↓
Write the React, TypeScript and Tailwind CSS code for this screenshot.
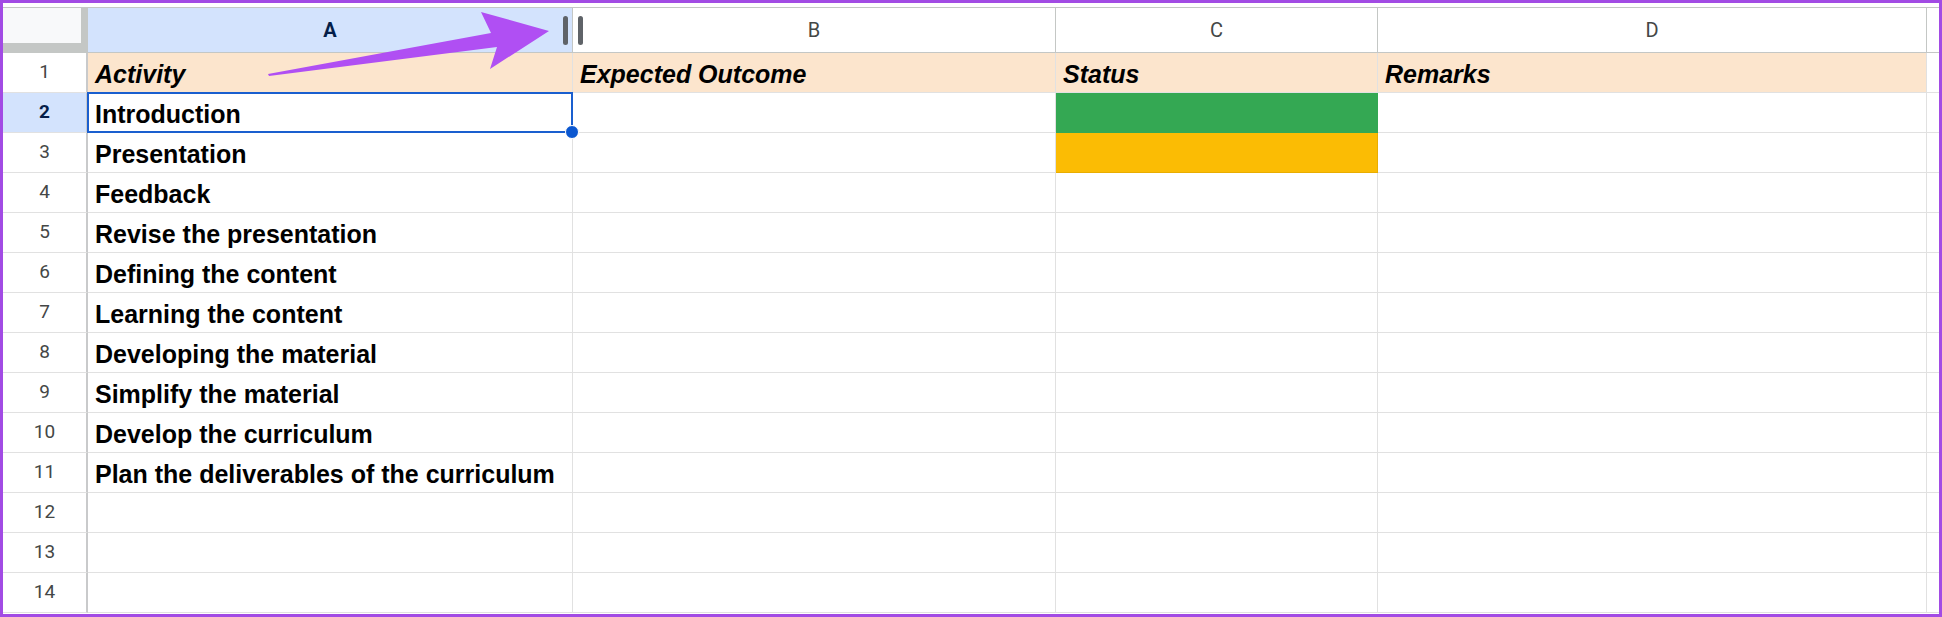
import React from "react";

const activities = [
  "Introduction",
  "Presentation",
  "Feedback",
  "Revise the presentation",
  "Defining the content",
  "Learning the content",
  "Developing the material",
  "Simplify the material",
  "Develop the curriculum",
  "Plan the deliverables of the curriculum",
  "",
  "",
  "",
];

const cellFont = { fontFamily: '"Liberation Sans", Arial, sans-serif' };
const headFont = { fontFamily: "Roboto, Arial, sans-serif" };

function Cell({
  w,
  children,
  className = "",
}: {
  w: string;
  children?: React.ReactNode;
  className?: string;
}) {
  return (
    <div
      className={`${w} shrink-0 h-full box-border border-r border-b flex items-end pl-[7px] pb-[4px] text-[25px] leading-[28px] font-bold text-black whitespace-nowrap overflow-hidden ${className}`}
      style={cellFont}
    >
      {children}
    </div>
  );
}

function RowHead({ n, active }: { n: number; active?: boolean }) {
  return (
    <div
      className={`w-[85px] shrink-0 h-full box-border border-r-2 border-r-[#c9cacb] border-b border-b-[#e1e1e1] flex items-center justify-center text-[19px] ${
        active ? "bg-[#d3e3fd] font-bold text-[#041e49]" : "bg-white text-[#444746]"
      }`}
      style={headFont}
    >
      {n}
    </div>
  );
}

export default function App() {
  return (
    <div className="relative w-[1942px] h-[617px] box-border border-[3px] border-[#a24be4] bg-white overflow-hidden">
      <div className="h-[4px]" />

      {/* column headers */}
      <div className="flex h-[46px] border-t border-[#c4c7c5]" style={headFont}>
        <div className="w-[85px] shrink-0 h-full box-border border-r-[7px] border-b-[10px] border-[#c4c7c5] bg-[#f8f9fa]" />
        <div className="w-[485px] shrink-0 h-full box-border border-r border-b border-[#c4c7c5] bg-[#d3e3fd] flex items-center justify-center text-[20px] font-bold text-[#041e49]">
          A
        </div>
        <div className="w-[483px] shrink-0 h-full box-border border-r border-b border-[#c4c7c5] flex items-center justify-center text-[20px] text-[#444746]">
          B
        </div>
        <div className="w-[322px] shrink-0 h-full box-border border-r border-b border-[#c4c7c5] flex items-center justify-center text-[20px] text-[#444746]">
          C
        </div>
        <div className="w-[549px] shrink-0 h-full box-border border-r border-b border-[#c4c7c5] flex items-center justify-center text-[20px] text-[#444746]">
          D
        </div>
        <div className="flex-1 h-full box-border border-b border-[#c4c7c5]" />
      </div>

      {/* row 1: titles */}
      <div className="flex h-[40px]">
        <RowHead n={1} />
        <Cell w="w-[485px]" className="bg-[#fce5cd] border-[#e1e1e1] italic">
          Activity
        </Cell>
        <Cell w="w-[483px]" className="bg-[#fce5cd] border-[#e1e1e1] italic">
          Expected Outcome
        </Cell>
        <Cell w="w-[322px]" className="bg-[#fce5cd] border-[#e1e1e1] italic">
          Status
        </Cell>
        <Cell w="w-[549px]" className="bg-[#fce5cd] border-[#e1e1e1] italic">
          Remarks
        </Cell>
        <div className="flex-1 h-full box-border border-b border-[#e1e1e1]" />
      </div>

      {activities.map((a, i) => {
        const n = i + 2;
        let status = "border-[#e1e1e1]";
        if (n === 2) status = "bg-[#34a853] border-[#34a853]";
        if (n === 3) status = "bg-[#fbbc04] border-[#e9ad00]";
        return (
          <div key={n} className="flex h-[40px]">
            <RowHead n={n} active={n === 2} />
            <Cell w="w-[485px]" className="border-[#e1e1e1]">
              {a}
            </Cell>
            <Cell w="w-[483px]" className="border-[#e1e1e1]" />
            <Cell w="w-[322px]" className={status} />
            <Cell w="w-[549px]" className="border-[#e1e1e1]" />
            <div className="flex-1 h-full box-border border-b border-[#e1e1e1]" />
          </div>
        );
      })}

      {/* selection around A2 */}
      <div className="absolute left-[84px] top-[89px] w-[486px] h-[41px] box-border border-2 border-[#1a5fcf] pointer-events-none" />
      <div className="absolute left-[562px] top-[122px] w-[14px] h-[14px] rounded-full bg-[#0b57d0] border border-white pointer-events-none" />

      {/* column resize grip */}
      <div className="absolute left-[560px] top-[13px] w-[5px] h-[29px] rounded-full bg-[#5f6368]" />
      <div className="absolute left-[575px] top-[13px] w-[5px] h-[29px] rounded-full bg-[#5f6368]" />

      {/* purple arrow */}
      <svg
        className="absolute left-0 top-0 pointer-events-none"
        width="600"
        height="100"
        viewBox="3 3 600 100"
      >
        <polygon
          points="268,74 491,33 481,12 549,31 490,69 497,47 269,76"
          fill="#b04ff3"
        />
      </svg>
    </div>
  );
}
↑
↓
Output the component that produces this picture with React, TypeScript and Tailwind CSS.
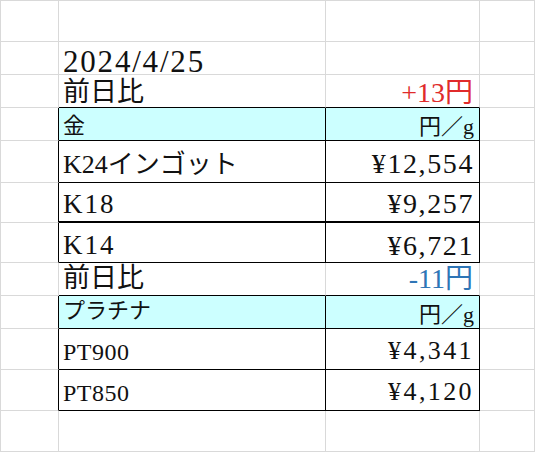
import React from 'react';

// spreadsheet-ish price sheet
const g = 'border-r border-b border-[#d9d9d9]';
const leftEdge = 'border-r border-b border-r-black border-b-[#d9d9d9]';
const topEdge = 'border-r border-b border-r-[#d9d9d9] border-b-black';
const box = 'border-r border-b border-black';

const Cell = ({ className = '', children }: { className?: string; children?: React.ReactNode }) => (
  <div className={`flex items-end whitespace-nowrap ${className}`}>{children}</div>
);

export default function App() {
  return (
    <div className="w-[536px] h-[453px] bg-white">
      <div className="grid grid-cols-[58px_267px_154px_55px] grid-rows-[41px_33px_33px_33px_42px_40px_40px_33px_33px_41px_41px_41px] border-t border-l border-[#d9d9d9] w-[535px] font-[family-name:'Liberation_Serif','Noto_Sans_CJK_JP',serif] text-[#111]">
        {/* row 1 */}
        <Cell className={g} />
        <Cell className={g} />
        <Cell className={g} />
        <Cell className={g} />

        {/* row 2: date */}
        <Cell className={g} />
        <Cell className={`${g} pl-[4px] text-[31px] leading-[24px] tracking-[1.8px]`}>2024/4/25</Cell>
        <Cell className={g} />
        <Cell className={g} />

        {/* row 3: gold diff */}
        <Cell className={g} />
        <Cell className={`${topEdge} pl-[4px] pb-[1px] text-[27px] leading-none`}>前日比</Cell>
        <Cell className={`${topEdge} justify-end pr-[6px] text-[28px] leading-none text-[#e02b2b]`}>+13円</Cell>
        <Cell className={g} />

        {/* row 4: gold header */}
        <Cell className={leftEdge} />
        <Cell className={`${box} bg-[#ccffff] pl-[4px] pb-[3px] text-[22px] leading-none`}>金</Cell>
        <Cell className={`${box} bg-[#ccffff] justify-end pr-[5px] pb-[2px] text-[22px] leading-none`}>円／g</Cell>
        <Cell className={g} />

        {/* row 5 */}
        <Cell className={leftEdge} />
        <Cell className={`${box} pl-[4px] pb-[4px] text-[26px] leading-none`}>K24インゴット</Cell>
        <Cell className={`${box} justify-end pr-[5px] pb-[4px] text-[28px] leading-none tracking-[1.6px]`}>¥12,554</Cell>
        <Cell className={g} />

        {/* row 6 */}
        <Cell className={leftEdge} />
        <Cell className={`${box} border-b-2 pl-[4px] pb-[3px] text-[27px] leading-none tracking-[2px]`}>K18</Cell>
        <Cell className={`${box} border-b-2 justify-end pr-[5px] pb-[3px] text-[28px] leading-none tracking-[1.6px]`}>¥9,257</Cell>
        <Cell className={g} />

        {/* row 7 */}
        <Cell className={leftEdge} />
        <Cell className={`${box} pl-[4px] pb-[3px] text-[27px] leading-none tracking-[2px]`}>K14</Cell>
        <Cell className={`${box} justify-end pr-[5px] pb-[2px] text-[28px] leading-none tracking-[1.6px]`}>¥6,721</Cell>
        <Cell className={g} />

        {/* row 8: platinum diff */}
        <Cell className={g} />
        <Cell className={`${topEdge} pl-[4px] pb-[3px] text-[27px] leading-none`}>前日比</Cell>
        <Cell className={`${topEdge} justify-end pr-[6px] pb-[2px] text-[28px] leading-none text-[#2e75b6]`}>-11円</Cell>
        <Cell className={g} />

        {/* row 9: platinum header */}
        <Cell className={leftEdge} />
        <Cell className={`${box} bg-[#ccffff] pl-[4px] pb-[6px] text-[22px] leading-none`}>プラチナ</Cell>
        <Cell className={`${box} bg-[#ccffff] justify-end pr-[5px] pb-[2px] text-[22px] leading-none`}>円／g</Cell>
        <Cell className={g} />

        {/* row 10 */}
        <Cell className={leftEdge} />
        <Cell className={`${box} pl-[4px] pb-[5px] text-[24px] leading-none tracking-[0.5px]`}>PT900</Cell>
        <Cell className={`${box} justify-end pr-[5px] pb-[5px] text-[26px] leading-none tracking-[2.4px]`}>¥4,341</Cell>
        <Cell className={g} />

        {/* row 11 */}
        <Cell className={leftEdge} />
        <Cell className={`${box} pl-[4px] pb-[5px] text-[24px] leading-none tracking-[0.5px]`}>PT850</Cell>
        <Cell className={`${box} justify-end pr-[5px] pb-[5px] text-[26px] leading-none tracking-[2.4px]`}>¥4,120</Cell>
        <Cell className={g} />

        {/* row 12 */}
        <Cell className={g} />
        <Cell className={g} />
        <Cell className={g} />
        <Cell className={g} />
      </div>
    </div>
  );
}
↑
* Written task:
Give again, exactly as written above, every line from the one holding "Output the component" to the one holding "const box = 'border-r border-b border-black';", with both ends kept and the pictures left out.

* Solution below:
Output the component that produces this picture with React, TypeScript and Tailwind CSS.
import React from 'react';

// spreadsheet-ish price sheet
const g = 'border-r border-b border-[#d9d9d9]';
const leftEdge = 'border-r border-b border-r-black border-b-[#d9d9d9]';
const topEdge = 'border-r border-b border-r-[#d9d9d9] border-b-black';
const box = 'border-r border-b border-black';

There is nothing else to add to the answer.